What needs to be done
Go through the listing and pick out each line with the word "React" in it.

• • • • •

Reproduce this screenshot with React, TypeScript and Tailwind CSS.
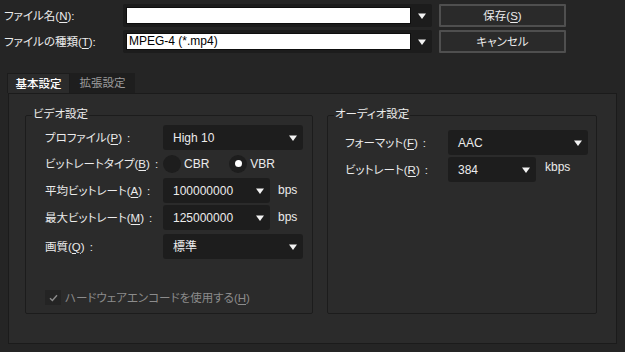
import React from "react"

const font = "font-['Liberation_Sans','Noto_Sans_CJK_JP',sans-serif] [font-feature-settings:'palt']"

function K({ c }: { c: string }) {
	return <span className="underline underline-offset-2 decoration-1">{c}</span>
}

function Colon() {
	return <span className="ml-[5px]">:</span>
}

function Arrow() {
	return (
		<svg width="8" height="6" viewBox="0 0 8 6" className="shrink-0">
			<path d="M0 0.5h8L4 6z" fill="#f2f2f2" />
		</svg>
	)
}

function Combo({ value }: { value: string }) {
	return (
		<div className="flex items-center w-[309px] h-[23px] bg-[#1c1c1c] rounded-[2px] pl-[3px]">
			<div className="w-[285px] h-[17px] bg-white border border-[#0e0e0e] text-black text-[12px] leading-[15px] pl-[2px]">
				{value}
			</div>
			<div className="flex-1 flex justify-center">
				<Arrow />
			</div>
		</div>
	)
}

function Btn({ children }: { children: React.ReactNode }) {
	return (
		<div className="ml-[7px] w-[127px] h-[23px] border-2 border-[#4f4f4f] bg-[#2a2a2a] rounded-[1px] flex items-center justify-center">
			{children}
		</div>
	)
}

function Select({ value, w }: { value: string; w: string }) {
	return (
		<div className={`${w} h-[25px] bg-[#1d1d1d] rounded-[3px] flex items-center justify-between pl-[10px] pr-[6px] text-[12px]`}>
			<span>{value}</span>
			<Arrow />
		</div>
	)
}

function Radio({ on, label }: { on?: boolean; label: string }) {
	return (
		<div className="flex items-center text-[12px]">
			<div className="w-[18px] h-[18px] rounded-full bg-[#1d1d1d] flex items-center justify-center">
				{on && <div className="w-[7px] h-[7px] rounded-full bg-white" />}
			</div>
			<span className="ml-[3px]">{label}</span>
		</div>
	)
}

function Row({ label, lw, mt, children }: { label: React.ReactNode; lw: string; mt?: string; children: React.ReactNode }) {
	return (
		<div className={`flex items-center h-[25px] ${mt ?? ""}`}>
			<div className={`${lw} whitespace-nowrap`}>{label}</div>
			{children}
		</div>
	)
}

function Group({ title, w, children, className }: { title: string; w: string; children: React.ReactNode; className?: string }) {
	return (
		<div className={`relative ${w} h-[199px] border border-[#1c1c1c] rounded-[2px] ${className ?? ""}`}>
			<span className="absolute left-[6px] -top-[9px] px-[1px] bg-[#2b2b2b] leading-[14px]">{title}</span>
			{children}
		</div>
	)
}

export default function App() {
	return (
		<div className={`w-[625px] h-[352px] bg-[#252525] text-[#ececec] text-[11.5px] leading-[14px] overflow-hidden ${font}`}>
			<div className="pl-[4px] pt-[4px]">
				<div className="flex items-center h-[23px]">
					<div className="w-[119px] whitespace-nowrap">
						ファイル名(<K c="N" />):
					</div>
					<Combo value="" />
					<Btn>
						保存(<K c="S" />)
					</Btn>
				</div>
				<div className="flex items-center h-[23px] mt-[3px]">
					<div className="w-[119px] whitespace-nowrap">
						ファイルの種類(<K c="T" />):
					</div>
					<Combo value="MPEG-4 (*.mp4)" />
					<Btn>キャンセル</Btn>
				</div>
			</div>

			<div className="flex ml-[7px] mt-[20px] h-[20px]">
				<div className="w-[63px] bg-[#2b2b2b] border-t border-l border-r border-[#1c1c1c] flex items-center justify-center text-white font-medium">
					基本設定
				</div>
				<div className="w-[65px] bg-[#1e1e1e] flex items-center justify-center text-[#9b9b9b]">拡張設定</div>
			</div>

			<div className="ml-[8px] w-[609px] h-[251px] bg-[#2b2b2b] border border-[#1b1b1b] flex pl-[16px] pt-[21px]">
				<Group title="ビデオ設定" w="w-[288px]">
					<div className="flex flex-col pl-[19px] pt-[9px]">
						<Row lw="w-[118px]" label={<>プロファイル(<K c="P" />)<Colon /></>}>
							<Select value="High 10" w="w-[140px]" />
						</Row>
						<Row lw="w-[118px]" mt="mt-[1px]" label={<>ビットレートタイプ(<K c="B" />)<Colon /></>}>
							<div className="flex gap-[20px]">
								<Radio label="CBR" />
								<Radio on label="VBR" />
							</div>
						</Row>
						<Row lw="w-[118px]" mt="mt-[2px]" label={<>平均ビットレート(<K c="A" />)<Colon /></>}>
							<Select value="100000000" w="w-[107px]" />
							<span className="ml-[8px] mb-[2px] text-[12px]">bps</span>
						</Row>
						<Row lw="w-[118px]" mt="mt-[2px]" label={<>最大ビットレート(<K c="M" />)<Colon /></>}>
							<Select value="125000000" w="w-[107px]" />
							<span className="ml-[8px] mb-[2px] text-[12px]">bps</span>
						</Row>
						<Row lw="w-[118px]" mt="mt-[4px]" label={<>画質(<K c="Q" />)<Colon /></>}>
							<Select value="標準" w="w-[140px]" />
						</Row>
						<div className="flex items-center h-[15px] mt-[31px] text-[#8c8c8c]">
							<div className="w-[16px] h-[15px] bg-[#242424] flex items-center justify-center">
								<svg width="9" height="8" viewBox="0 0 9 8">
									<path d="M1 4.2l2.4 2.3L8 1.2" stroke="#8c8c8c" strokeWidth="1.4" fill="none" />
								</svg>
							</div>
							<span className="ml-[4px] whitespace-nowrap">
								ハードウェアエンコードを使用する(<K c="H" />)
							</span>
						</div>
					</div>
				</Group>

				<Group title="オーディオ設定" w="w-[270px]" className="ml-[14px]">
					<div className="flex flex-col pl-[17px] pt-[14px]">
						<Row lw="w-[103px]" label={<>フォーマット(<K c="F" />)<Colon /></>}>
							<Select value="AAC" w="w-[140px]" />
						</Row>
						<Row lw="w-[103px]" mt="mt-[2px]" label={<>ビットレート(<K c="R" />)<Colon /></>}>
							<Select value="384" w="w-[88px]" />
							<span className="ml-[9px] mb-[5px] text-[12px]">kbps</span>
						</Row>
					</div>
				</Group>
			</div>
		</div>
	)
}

• • • • •

Solution to the exercise
Reproduce this screenshot with React, TypeScript and Tailwind CSS.
import React from "react"
function Btn({ children }: { children: React.ReactNode }) {
function Row({ label, lw, mt, children }: { label: React.ReactNode; lw: string; mt?: string; children: React.ReactNode }) {
function Group({ title, w, children, className }: { title: string; w: string; children: React.ReactNode; className?: string }) {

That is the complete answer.